Was versteht B. unter Elementartheologie – zumal für »Helfende Berufe«? Nach einer Analyse der vermuteten wissenssoziologischen Ausgangspositionen einer Elementartheologie (Gegebensein, Geschichtlichkeit und Uneindeutigkeit des Lebens; Mythen und Symbole; Pluralisierung und Säkularisierung) kommt er zu der Einsicht, dass folgende Dimensionen elementartheologischen Charakter tragen: »Befreiung/Exodus«, »Orientierung und Weisung/Tora« und »Gemeinschaft/Bund«. Diese drei Dimensionen dekliniert er durch alle Epochen der Religions- und Theologiegeschichte hindurch: durch die Geschichte des Alten Testaments, des Neuen Testaments, des Christentums und der Gegenwart.
Im Einzelnen: Die »Befreiungs-Erlösungs-Exodus-Tradition« be­schreibt er als Exempel für Erlösung und Befreiung aus menschlicher Unfreiheit, Abhängigkeit und Unmündigkeit. So wie Israel aus Ägypten und später aus Babylonien errettet und in das verheißene Land hineingeführt worden sei und wie Noah, Josef und Jona erlöst und die Richter durch Wunder und Theophanien befreit worden seien, so könne und solle auch heute auf Gottes Befreiung, Errettung und Erlösung vertraut werden. Dazu verhelfe auch der auferstandene Christus als Befreier, Erretter und Erlöser. Und solche Befreiung sei auch das Zentrum der ›Rechtfertigung des Sünders‹. B. buchstabiert Befreiung und Rechtfertigung durch viele Gegenwartsprobleme hindurch – allerdings oft ohne direkten Bezug auf helfende Berufe.

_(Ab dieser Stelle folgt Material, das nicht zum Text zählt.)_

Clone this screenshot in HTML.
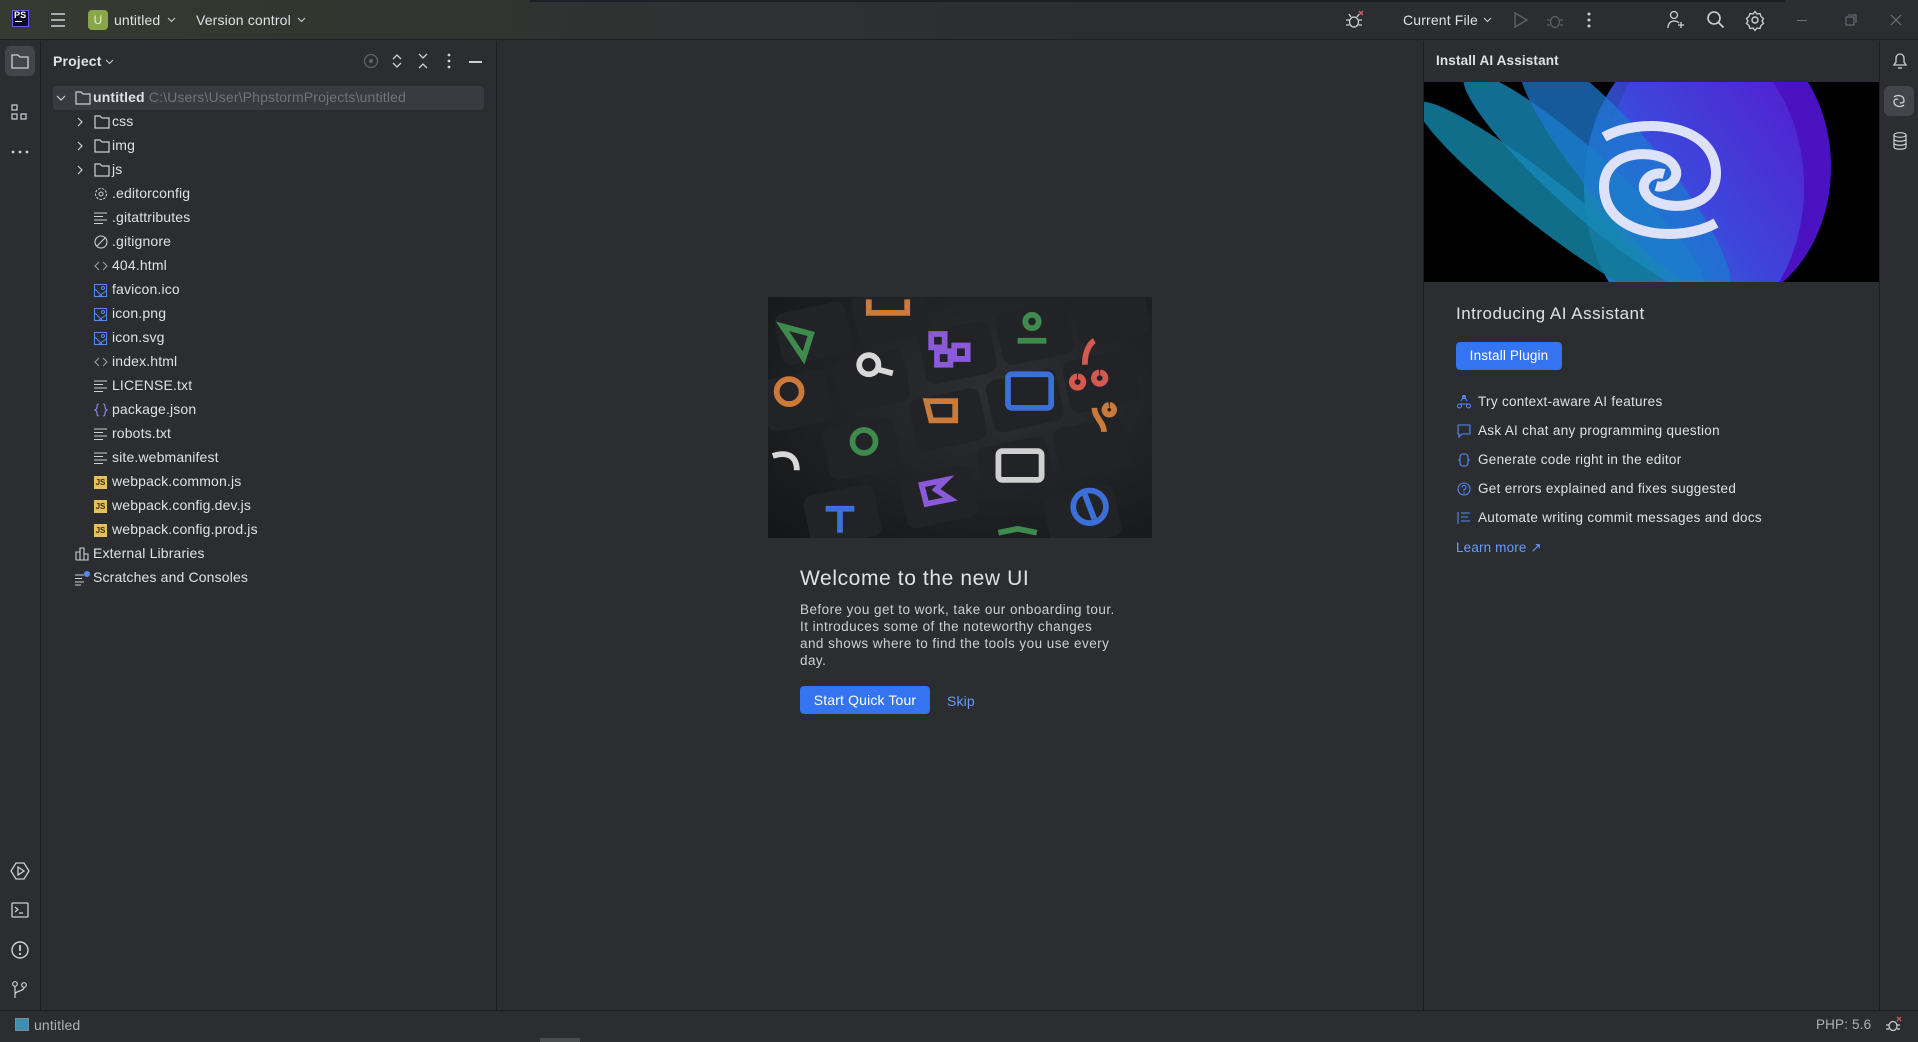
<!DOCTYPE html>
<html><head><meta charset="utf-8"><style>
*{margin:0;padding:0;box-sizing:border-box}
body{width:1918px;height:1042px;background:#2b2d30;font-family:"Liberation Sans",sans-serif;color:#dfe1e5;position:relative;overflow:hidden;font-size:14px;letter-spacing:0.15px}
.abs{position:absolute}
svg{position:absolute;overflow:visible}
.t{position:absolute;white-space:nowrap}
</style></head><body>
<div class="abs" style="left:0;top:0;width:1918px;height:40px;background:linear-gradient(90deg,#363a33 0,#33362f 300px,#2f3133 700px,#2b2d30 1100px);border-bottom:1px solid #1e1f22"></div>
<div class="abs" style="left:530px;top:0;width:1255px;height:2px;background:#1e1f22"></div>
<div class="abs" style="left:12px;top:10px;width:17px;height:17px;background:#0b0b24;border:1px solid #6a5cf0"></div>
<div class="t" style="left:14px;top:10px;font-size:9px;font-weight:bold;color:#fff">PS</div>
<div class="abs" style="left:15px;top:21px;width:7px;height:1px;background:#fff"></div>
<svg style="left:50px;top:12px" width="16" height="16"><path d="M1 2h14M1 8h14M1 14h14" stroke="#ced0d6" stroke-width="1.5"/></svg>
<div class="abs" style="left:88px;top:10px;width:20px;height:20px;background:#8aa64a;border-radius:4px;color:#e6eed2;font-size:12px;text-align:center;line-height:20px">U</div>
<div class="t" style="left:114px;top:12px;color:#dfe1e5">untitled</div>
<svg style="left:167px;top:17px" width="9" height="6"><path d="M1 1l3.5 3.5L8 1" stroke="#ced0d6" fill="none"/></svg>
<div class="t" style="left:196px;top:12px;color:#dfe1e5">Version control</div>
<svg style="left:297px;top:17px" width="9" height="6"><path d="M1 1l3.5 3.5L8 1" stroke="#ced0d6" fill="none"/></svg>
<svg style="left:1346px;top:11px" width="18" height="18"><ellipse cx="8" cy="11" rx="4.5" ry="5" fill="none" stroke="#ced0d6" stroke-width="1.3"/><path d="M0 9h3.5M12.5 9h3.5M0 14h3.5M12.5 14h3.5M3 3l2 3M13 3l-2 3" stroke="#ced0d6" stroke-width="1.3"/><path d="M13 0l4 4M17 0l-4 4" stroke="#e55765" stroke-width="1.4"/></svg>
<div class="t" style="left:1403px;top:12px">Current File</div>
<svg style="left:1483px;top:17px" width="9" height="6"><path d="M1 1l3.5 3.5L8 1" stroke="#ced0d6" fill="none"/></svg>
<svg style="left:1514px;top:12px" width="14" height="16"><path d="M1 1l12 7-12 7z" fill="none" stroke="#5f6166" stroke-width="1.4"/></svg>
<svg style="left:1547px;top:11px" width="16" height="18"><ellipse cx="8" cy="11" rx="4.5" ry="5.5" fill="none" stroke="#5f6166" stroke-width="1.3"/><path d="M0 9h3M13 9h3M0 14h3M13 14h3" stroke="#5f6166" stroke-width="1.3"/></svg>
<svg style="left:1587px;top:12px" width="4" height="16"><circle cx="2" cy="2" r="1.5" fill="#ced0d6"/><circle cx="2" cy="8" r="1.5" fill="#ced0d6"/><circle cx="2" cy="14" r="1.5" fill="#ced0d6"/></svg>
<svg style="left:1667px;top:10px" width="18" height="20"><circle cx="7" cy="5" r="3.5" fill="none" stroke="#ced0d6" stroke-width="1.3"/><path d="M1 18c0-5 3-7 6-7s4 1 5 2M14 12v6M11 15h6" fill="none" stroke="#ced0d6" stroke-width="1.3"/></svg>
<svg style="left:1706px;top:10px" width="20" height="20"><circle cx="8" cy="8" r="6" fill="none" stroke="#ced0d6" stroke-width="1.6"/><path d="M12.5 12.5l5 5" stroke="#ced0d6" stroke-width="1.8"/></svg>
<svg style="left:1745px;top:10px" width="20" height="20"><circle cx="10" cy="10" r="3" fill="none" stroke="#ced0d6" stroke-width="1.4"/><path d="M10 1.5l2 2.5 3-0.5 1 3 2.5 2-1.5 2.5 1.5 2.5-2.5 2-1 3-3-.5-2 2.5-2-2.5-3 .5-1-3-2.5-2 1.5-2.5-1.5-2.5 2.5-2 1-3 3 .5z" fill="none" stroke="#ced0d6" stroke-width="1.3"/></svg>
<div class="abs" style="left:1797px;top:20px;width:10px;height:1px;background:#6f7277"></div>
<svg style="left:1845px;top:14px" width="12" height="12"><rect x="1" y="3" width="8" height="8" fill="none" stroke="#6f7277"/><path d="M3 1h8v8" fill="none" stroke="#6f7277"/></svg>
<svg style="left:1890px;top:14px" width="12" height="12"><path d="M1 1l10 10M11 1L1 11" stroke="#6f7277" stroke-width="1.2"/></svg>
<div class="abs" style="left:40px;top:41px;width:1px;height:969px;background:#1e1f22"></div>
<div class="abs" style="left:5px;top:46px;width:30px;height:30px;background:#43454a;border-radius:6px"></div>
<svg style="left:11px;top:53px" width="18" height="16"><path d="M1 2h6l2 2h8v11H1z" fill="none" stroke="#ced0d6" stroke-width="1.3"/></svg>
<svg style="left:11px;top:104px" width="18" height="18"><rect x="1" y="1" width="5" height="5" fill="none" stroke="#ced0d6" stroke-width="1.2"/><rect x="1" y="10" width="5" height="5" fill="none" stroke="#ced0d6" stroke-width="1.2"/><rect x="10" y="10" width="5" height="5" fill="none" stroke="#ced0d6" stroke-width="1.2"/></svg>
<svg style="left:11px;top:150px" width="18" height="4"><circle cx="2" cy="2" r="1.4" fill="#ced0d6"/><circle cx="9" cy="2" r="1.4" fill="#ced0d6"/><circle cx="16" cy="2" r="1.4" fill="#ced0d6"/></svg>
<svg style="left:10px;top:861px" width="20" height="20"><path d="M6 2h8l5 8-5 8H6l-5-8z" fill="none" stroke="#ced0d6" stroke-width="1.3"/><path d="M8 6l6 4-6 4z" fill="none" stroke="#ced0d6" stroke-width="1.3"/></svg>
<svg style="left:11px;top:902px" width="18" height="16"><rect x="1" y="1" width="16" height="14" rx="1" fill="none" stroke="#ced0d6" stroke-width="1.3"/><path d="M4 5l3 2.5-3 2.5M8 11h4" fill="none" stroke="#ced0d6" stroke-width="1.2"/></svg>
<svg style="left:10px;top:940px" width="20" height="20"><circle cx="10" cy="10" r="8" fill="none" stroke="#ced0d6" stroke-width="1.4"/><path d="M10 5v6" stroke="#ced0d6" stroke-width="1.8"/><circle cx="10" cy="14" r="1.1" fill="#ced0d6"/></svg>
<svg style="left:12px;top:981px" width="16" height="18"><circle cx="3" cy="3" r="2.3" fill="none" stroke="#ced0d6" stroke-width="1.2"/><circle cx="12" cy="4" r="2.3" fill="none" stroke="#ced0d6" stroke-width="1.2"/><path d="M3 5.5V17M12 6.5c0 4-9 3-9 7" fill="none" stroke="#ced0d6" stroke-width="1.2"/></svg>
<div class="abs" style="left:496px;top:41px;width:1px;height:969px;background:#1e1f22"></div>
<div class="t" style="left:53px;top:53px;font-weight:bold;font-size:14px">Project</div>
<svg style="left:105px;top:59px" width="9" height="6"><path d="M1 1l3.5 3.5L8 1" stroke="#ced0d6" fill="none"/></svg>
<svg style="left:363px;top:53px" width="16" height="16"><circle cx="8" cy="8" r="6.5" fill="none" stroke="#5f6166" stroke-width="1.3"/><circle cx="8" cy="8" r="2" fill="#5f6166"/></svg>
<svg style="left:392px;top:53px" width="10" height="16"><path d="M1 6l4-4 4 4M1 10l4 4 4-4" fill="none" stroke="#ced0d6" stroke-width="1.3"/></svg>
<svg style="left:418px;top:53px" width="10" height="16"><path d="M1 1l4 4 4-4M1 15l4-4 4 4" fill="none" stroke="#ced0d6" stroke-width="1.3"/></svg>
<svg style="left:447px;top:53px" width="4" height="16"><circle cx="2" cy="2" r="1.4" fill="#ced0d6"/><circle cx="2" cy="8" r="1.4" fill="#ced0d6"/><circle cx="2" cy="14" r="1.4" fill="#ced0d6"/></svg>
<div class="abs" style="left:469px;top:61px;width:13px;height:1.5px;background:#ced0d6"></div>
<div class="abs" style="left:53px;top:86px;width:431px;height:24px;background:#393b40;border-radius:4px"></div>
<div id="tree"></div>
<div class="abs" style="left:497px;top:41px;width:926px;height:969px;background:#2b2d30"></div>
<div class="abs" style="left:768px;top:297px;width:384px;height:241px;background:radial-gradient(ellipse at 60% 40%,#2e2f33,#141516);overflow:hidden">
<svg style="left:0;top:0" width="384" height="241" viewBox="0 0 400 250">
<g fill="#222326">
<rect x="10" y="10" width="75" height="55" rx="10" transform="rotate(-12 47 37)"/>
<rect x="90" y="-10" width="75" height="55" rx="10" transform="rotate(-12 127 17)"/>
<rect x="160" y="30" width="75" height="55" rx="10" transform="rotate(-12 197 57)"/>
<rect x="240" y="10" width="75" height="55" rx="10" transform="rotate(-12 277 37)"/>
<rect x="320" y="-10" width="75" height="55" rx="10" transform="rotate(-12 357 17)"/>
<rect x="70" y="60" width="75" height="55" rx="10" transform="rotate(-12 107 87)"/>
<rect x="230" y="80" width="75" height="55" rx="10" transform="rotate(-12 267 107)"/>
<rect x="310" y="60" width="75" height="55" rx="10" transform="rotate(-12 347 87)"/>
<rect x="-5" y="80" width="70" height="55" rx="10" transform="rotate(-12 30 107)"/>
<rect x="150" y="100" width="75" height="55" rx="10" transform="rotate(-12 187 127)"/>
<rect x="60" y="130" width="75" height="55" rx="10" transform="rotate(-12 97 157)"/>
<rect x="300" y="130" width="75" height="55" rx="10" transform="rotate(-12 337 157)"/>
<rect x="220" y="150" width="75" height="55" rx="10" transform="rotate(-12 257 177)"/>
<rect x="140" y="180" width="75" height="55" rx="10" transform="rotate(-12 177 207)"/>
<rect x="40" y="200" width="75" height="55" rx="10" transform="rotate(-12 77 227)"/>
<rect x="290" y="200" width="75" height="55" rx="10" transform="rotate(-12 327 227)"/>
</g>
<g fill="none" stroke-width="6">
<path d="M15 30l30 8-8 25z" stroke="#3f8a4d"/>
<path d="M105 2v14h40V2" stroke="#cc7a3a"/>
<path d="M170 38h14v14h-14zM176 56h14v14h-14zM194 50h14v14h-14z" stroke="#8a5ad8"/>
<circle cx="275" cy="25" r="7" stroke="#3f8a4d"/><path d="M260 45h30" stroke="#3f8a4d"/>
<circle cx="105" cy="70" r="10" stroke="#d8d8d8"/><path d="M115 75l15 4" stroke="#d8d8d8"/>
<path d="M330 70c0-20 10-25 10-25M322 82a6 6 0 1 0 1 0M345 78a6 6 0 1 0 1 0" stroke="#d25a50"/>
<circle cx="22" cy="98" r="13" stroke="#cc7a3a"/>
<rect x="250" y="80" width="45" height="35" rx="4" stroke="#3c6fd8"/>
<path d="M165 108h30v20h-25z" stroke="#cc7a3a"/>
<path d="M340 115c0 10 10 15 10 25M355 112a5 5 0 1 0 1 0" stroke="#cc7a3a"/>
<circle cx="100" cy="150" r="12" stroke="#3f8a4d"/>
<rect x="240" y="160" width="45" height="30" rx="4" stroke="#d0d0d0"/>
<path d="M5 165c15-5 25 0 25 15" stroke="#d8d8d8"/>
<path d="M160 195l25-5-10 10 15 10-25 5z" stroke="#8a5ad8"/>
<path d="M60 220h30M75 220v25" stroke="#3c6fd8"/>
<circle cx="335" cy="218" r="17" stroke="#3c6fd8"/><path d="M330 205l10 26" stroke="#3c6fd8"/>
<path d="M240 245l20-4 20 4" stroke="#3f8a4d"/>
</g></svg></div>
<div class="t" style="left:800px;top:567px;font-size:21px;letter-spacing:0.6px;color:#dfe1e5">Welcome to the new UI</div>
<div class="abs" style="left:800px;top:601px;width:316px;font-size:13.5px;line-height:17px;letter-spacing:0.45px;color:#ced0d6">Before you get to work, take our onboarding tour. It introduces some of the noteworthy changes and shows where to find the tools you use every day.</div>
<div class="abs" style="left:800px;top:686px;width:130px;height:28px;background:#3574f0;border-radius:4px;color:#fff;font-size:14px;text-align:center;line-height:28px">Start Quick Tour</div>
<div class="t" style="left:947px;top:693px;color:#6b9bfa;font-size:14px">Skip</div>
<div class="abs" style="left:1423px;top:41px;width:1px;height:969px;background:#1e1f22"></div>
<div class="abs" style="left:1879px;top:41px;width:1px;height:969px;background:#1e1f22"></div>
<div class="t" style="left:1436px;top:53px;font-size:13.5px;font-weight:bold">Install AI Assistant</div>
<div class="abs" style="left:1424px;top:82px;width:455px;height:200px;background:#000;overflow:hidden">
<svg style="left:0;top:0" width="455" height="200">
<defs><linearGradient id="g" x1="0" y1="1" x2="1" y2="0"><stop offset="0" stop-color="#1aa8e0"/><stop offset=".5" stop-color="#3b4fe0"/><stop offset="1" stop-color="#5a18d0"/></linearGradient></defs>
<ellipse cx="295" cy="85" rx="112" ry="140" fill="#4a12c0"/>
<ellipse cx="270" cy="105" rx="110" ry="150" fill="url(#g)" opacity=".85"/>
<ellipse cx="120" cy="120" rx="160" ry="24" transform="rotate(38 120 120)" fill="#127a99" opacity=".9"/>
<ellipse cx="160" cy="100" rx="160" ry="30" transform="rotate(42 160 100)" fill="#1688b8" opacity=".8"/>
<ellipse cx="200" cy="90" rx="160" ry="38" transform="rotate(50 200 90)" fill="#1e78d0" opacity=".75"/>
<g fill="none" stroke="#dde2fa" stroke-width="10">
<path d="M180 55C215 35 290 40 292 90C293 125 250 130 228 118C210 105 225 88 240 92"/>
<path d="M180 55C215 35 290 40 292 90C293 125 250 130 228 118C210 105 225 88 240 92" transform="rotate(180 236 98)"/>
</g>
</svg></div>
<div class="t" style="left:1456px;top:304px;font-size:17px;letter-spacing:0.5px">Introducing AI Assistant</div>
<div class="abs" style="left:1456px;top:342px;width:106px;height:28px;background:#3574f0;border-radius:4px;color:#fff;font-size:13.5px;text-align:center;line-height:28px">Install Plugin</div>
<div id="ai"></div>
<div class="t" style="left:1456px;top:540px;color:#6b9bfa;font-size:13.5px">Learn more ↗</div>
<svg style="left:1892px;top:51px" width="16" height="19"><path d="M2 14h12l-2-3V7a4 4 0 0 0-8 0v4z" fill="none" stroke="#ced0d6" stroke-width="1.3"/><path d="M6 17h4" stroke="#ced0d6" stroke-width="1.3"/></svg>
<div class="abs" style="left:1884px;top:86px;width:30px;height:30px;background:#43454a;border-radius:6px"></div>
<svg style="left:1891px;top:93px" width="16" height="16"><g fill="none" stroke="#ced0d6" stroke-width="1.3"><path d="M3 4C6 1.5 13 2 13 7.5C13 10 10 10.5 9 9.5"/><path d="M3 4C6 1.5 13 2 13 7.5C13 10 10 10.5 9 9.5" transform="rotate(180 8 8)"/></g></svg>
<svg style="left:1892px;top:132px" width="16" height="18"><ellipse cx="8" cy="3" rx="6" ry="2.3" fill="none" stroke="#ced0d6" stroke-width="1.2"/><path d="M2 3v12c0 3 12 3 12 0V3M2 7c0 3 12 3 12 0M2 11c0 3 12 3 12 0" fill="none" stroke="#ced0d6" stroke-width="1.2"/></svg>
<div class="abs" style="left:0;top:1010px;width:1918px;height:32px;background:#2b2d30;border-top:1px solid #1e1f22"></div>
<div class="abs" style="left:15px;top:1018px;width:14px;height:13px;background:#3d8fb0;border:1.5px solid #7c8a96"></div>
<div class="t" style="left:34px;top:1017px;color:#aeb1b6;font-size:14px">untitled</div>
<div class="t" style="left:1816px;top:1017px;color:#aeb1b6;font-size:13.5px">PHP: 5.6</div>
<svg style="left:1886px;top:1017px" width="16" height="16"><ellipse cx="7" cy="9" rx="4" ry="4.5" fill="none" stroke="#ced0d6" stroke-width="1.2"/><path d="M0 8h3M11 8h3M0 12h3M11 12h3" stroke="#ced0d6" stroke-width="1.2"/><path d="M11 0l4 4M15 0l-4 4" stroke="#c94f5b" stroke-width="1.3"/></svg>
<div class="abs" style="left:540px;top:1038px;width:40px;height:4px;background:#4a4c50"></div>
<script>
var rows=[
["untitled","f",0,1],["css","f",1,0],["img","f",1,0],["js","f",1,0],
[".editorconfig","gear"],[".gitattributes","txt"],[".gitignore","ign"],["404.html","html"],
["favicon.ico","img"],["icon.png","img"],["icon.svg","img"],["index.html","html"],
["LICENSE.txt","txt"],["package.json","json"],["robots.txt","txt"],["site.webmanifest","txt"],
["webpack.common.js","js"],["webpack.config.dev.js","js"],["webpack.config.prod.js","js"],
["External Libraries","lib"],["Scratches and Consoles","scr"]];
var h="";
rows.forEach(function(r,i){
 var cy=98+i*24, top=cy-9;
 var ix=94, tx=112, ic="";
 var t=r[1];
 if(t=="f"){
  if(r[2]==0){ix=75;tx=93;ic+='<svg style="left:56px;top:'+(cy-3)+'px" width="10" height="6"><path d="M1 1l4 4 4-4" stroke="#ced0d6" fill="none" stroke-width="1.2"/></svg>';}
  else{ix=94;tx=112;ic+='<svg style="left:77px;top:'+(cy-5)+'px" width="6" height="10"><path d="M1 1l4 4-4 4" stroke="#ced0d6" fill="none" stroke-width="1.2"/></svg>';}
  ic+='<svg style="left:'+ix+'px;top:'+(cy-7)+'px" width="16" height="14"><path d="M1 1h5l2 2h7v10H1z" fill="none" stroke="#ced0d6" stroke-width="1.2"/></svg>';
 } else if(t=="gear"){ic='<svg style="left:'+ix+'px;top:'+(cy-7)+'px" width="14" height="14"><circle cx="7" cy="7" r="2" fill="none" stroke="#ced0d6"/><circle cx="7" cy="7" r="5.5" fill="none" stroke="#ced0d6" stroke-dasharray="2.5 1.3"/></svg>';}
 else if(t=="txt"){ic='<svg style="left:'+ix+'px;top:'+(cy-6)+'px" width="14" height="12"><path d="M0 1h13M0 4.5h9M0 8h13M0 11.5h9" stroke="#ced0d6" stroke-width="1.1"/></svg>';}
 else if(t=="ign"){ic='<svg style="left:'+ix+'px;top:'+(cy-7)+'px" width="14" height="14"><circle cx="7" cy="7" r="6" fill="none" stroke="#ced0d6" stroke-width="1.1"/><path d="M3 11L11 3" stroke="#ced0d6" stroke-width="1.1"/></svg>';}
 else if(t=="html"){ic='<svg style="left:'+ix+'px;top:'+(cy-5)+'px" width="14" height="10"><path d="M5 1L1 5l4 4M9 1l4 4-4 4" fill="none" stroke="#9a9ea6" stroke-width="1.1"/></svg>';}
 else if(t=="img"){ic='<svg style="left:'+ix+'px;top:'+(cy-6)+'px" width="13" height="13"><rect x=".5" y=".5" width="12" height="12" fill="none" stroke="#548af7"/><path d="M1 5l7 7M5 12l7-5" stroke="#548af7"/><circle cx="9" cy="4" r="1.5" fill="none" stroke="#548af7"/></svg>';}
 else if(t=="json"){ic='<svg style="left:'+ix+'px;top:'+(cy-7)+'px" width="14" height="14"><path d="M5 1C3 1 3 2 3 4s-2 3-2 3 2 1 2 3 0 3 2 3M9 1c2 0 2 1 2 3s2 3 2 3-2 1-2 3 0 3-2 3" fill="none" stroke="#9b8ae6" stroke-width="1.1"/></svg>';}
 else if(t=="js"){ic='<div class="abs" style="left:'+ix+'px;top:'+(cy-6)+'px;width:13px;height:13px;background:#e8c05a;color:#3a2e10;font-size:8px;font-weight:bold;line-height:13px;text-align:center;letter-spacing:0">JS</div>';}
 else if(t=="lib"){ix=75;tx=93;ic='<svg style="left:'+ix+'px;top:'+(cy-7)+'px" width="14" height="14"><path d="M1 13V5h4v8M5 13V1h4v12M9 13V7h4v6H1" fill="none" stroke="#ced0d6" stroke-width="1.1"/></svg>';}
 else if(t=="scr"){ix=75;tx=93;ic='<svg style="left:'+ix+'px;top:'+(cy-7)+'px" width="16" height="14"><path d="M0 4h9M0 7.5h7M0 11h9M0 14h6" stroke="#ced0d6" stroke-width="1.1"/><circle cx="12" cy="3" r="3" fill="#548af7"/></svg>';}
 h+=ic+'<div class="t" style="left:'+tx+'px;top:'+top+'px;color:#dfe1e5;'+(i==0?'font-weight:bold':'')+'">'+r[0]+(i==0?' <span style="font-weight:normal;color:#6f737a">C:\\Users\\User\\PhpstormProjects\\untitled</span>':'')+'</div>';
});
document.getElementById('tree').outerHTML=h;
var ai=["Try context-aware AI features","Ask AI chat any programming question","Generate code right in the editor","Get errors explained and fixes suggested","Automate writing commit messages and docs"];
var icons=[
'<path d="M7 1l3 5M7 1L4 6M2 9h10" fill="none" stroke="#548af7" stroke-width="1.1"/><circle cx="2.5" cy="11" r="2" fill="none" stroke="#548af7"/><circle cx="11.5" cy="11" r="2" fill="none" stroke="#548af7"/><circle cx="7" cy="2" r="1.5" fill="none" stroke="#548af7"/>',
'<path d="M1 1h12v9H5l-3 3V10H1z" fill="none" stroke="#548af7" stroke-width="1.1"/>',
'<rect x="3" y="1" width="8" height="12" rx="3" fill="none" stroke="#548af7" stroke-width="1.1"/><path d="M1 7h2M11 7h2" stroke="#548af7"/>',
'<circle cx="7" cy="7" r="6" fill="none" stroke="#548af7" stroke-width="1.1"/><path d="M5 5.5a2 2 0 1 1 2 2v1.5" fill="none" stroke="#548af7"/><circle cx="7" cy="11" r=".8" fill="#548af7"/>',
'<path d="M1 1v12M4 2h9M4 6h7M4 10h9" stroke="#548af7" stroke-width="1.1"/>'];
var a="";
ai.forEach(function(s,i){var cy=402+i*29;
a+='<svg style="left:1457px;top:'+(cy-7)+'px" width="14" height="14">'+icons[i]+'</svg><div class="t" style="left:1478px;top:'+(cy-8)+'px;font-size:13.5px;letter-spacing:0.3px;color:#dfe1e5">'+s+'</div>';});
document.getElementById('ai').outerHTML=a;
</script>
</body></html>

Als Beispiele für »Orientierung und Weisung/Gesetz und Tora« entfaltet er israelitische Rechtsordnungen, Gesetze des religiösen Kultus und Ordnungen des Zusammenlebens mit Natur und Kosmos, um solche Weisungen auch für helfende Berufe heute relevant und aktuell werden zu lassen. Dabei gewinnt man freilich manchmal den Eindruck, dass er vor alttestamentarischer Begeisterung Christus als »Ende des Gesetzes« vergisst. Aber schon bei seiner Rezeption der Bergpredigt und des Doppelgebots der Liebe verwischt sich dieser Eindruck wieder. Und bei seiner Rezeption von A. Schweitzers Ethik der Ehrfurcht vor dem Leben und bei seiner Behandlung der Befreiungstheologie und des konziliaren Prozesses weicht dieses Empfinden vollends.
»Gemeinschafts-Bundes-Theologie« eruiert er aus den vielen Bundesschlüssen zwischen Gott und Israel, die er als »Liebeserklärungen« und »Herrschaftsfreie Kommunikation« wertet, und dem Neuen Bund Gottes mit der Menschheit durch Jesus Christus. Er hält das Christus-Zeugnis für eine legitime Fortsetzung des jüdischen Gottesglaubens – eine überzeugende Position, die aber freilich weiter diskutiert werden müsste. Sein christliches Gemeinschaftskonzept, das er gegen sektiererische Pseudogemeinschaften wie Zeugen Jehovas und Scientology Church noch hervorhebt, überzeugt. Und seine Darstellung, wie der auferstandene Christus Gemeinschaft zwischen Feinden und Gegnern in Solidarität, Frieden, Gerechtigkeit und Schöpfungsbewahrung ermöglicht, hat mich begeistert.
Seine abschließenden Kapitel zu Kegans Theorie der Entwick­lung des Selbst, zu neueren Jugendstudien und zu »Geburt, Leben und Tod« vermag ich mit dem Thema des Buches nicht in direkten Zusammenhang zu bringen. Aber das trübt nicht das Bild einer hochinteressanten »Elementartheologie für Helfende Berufe«. Das Buch sollte von allen, die aus christlichem Geist heraus helfen, zur Kenntnis genommen werden.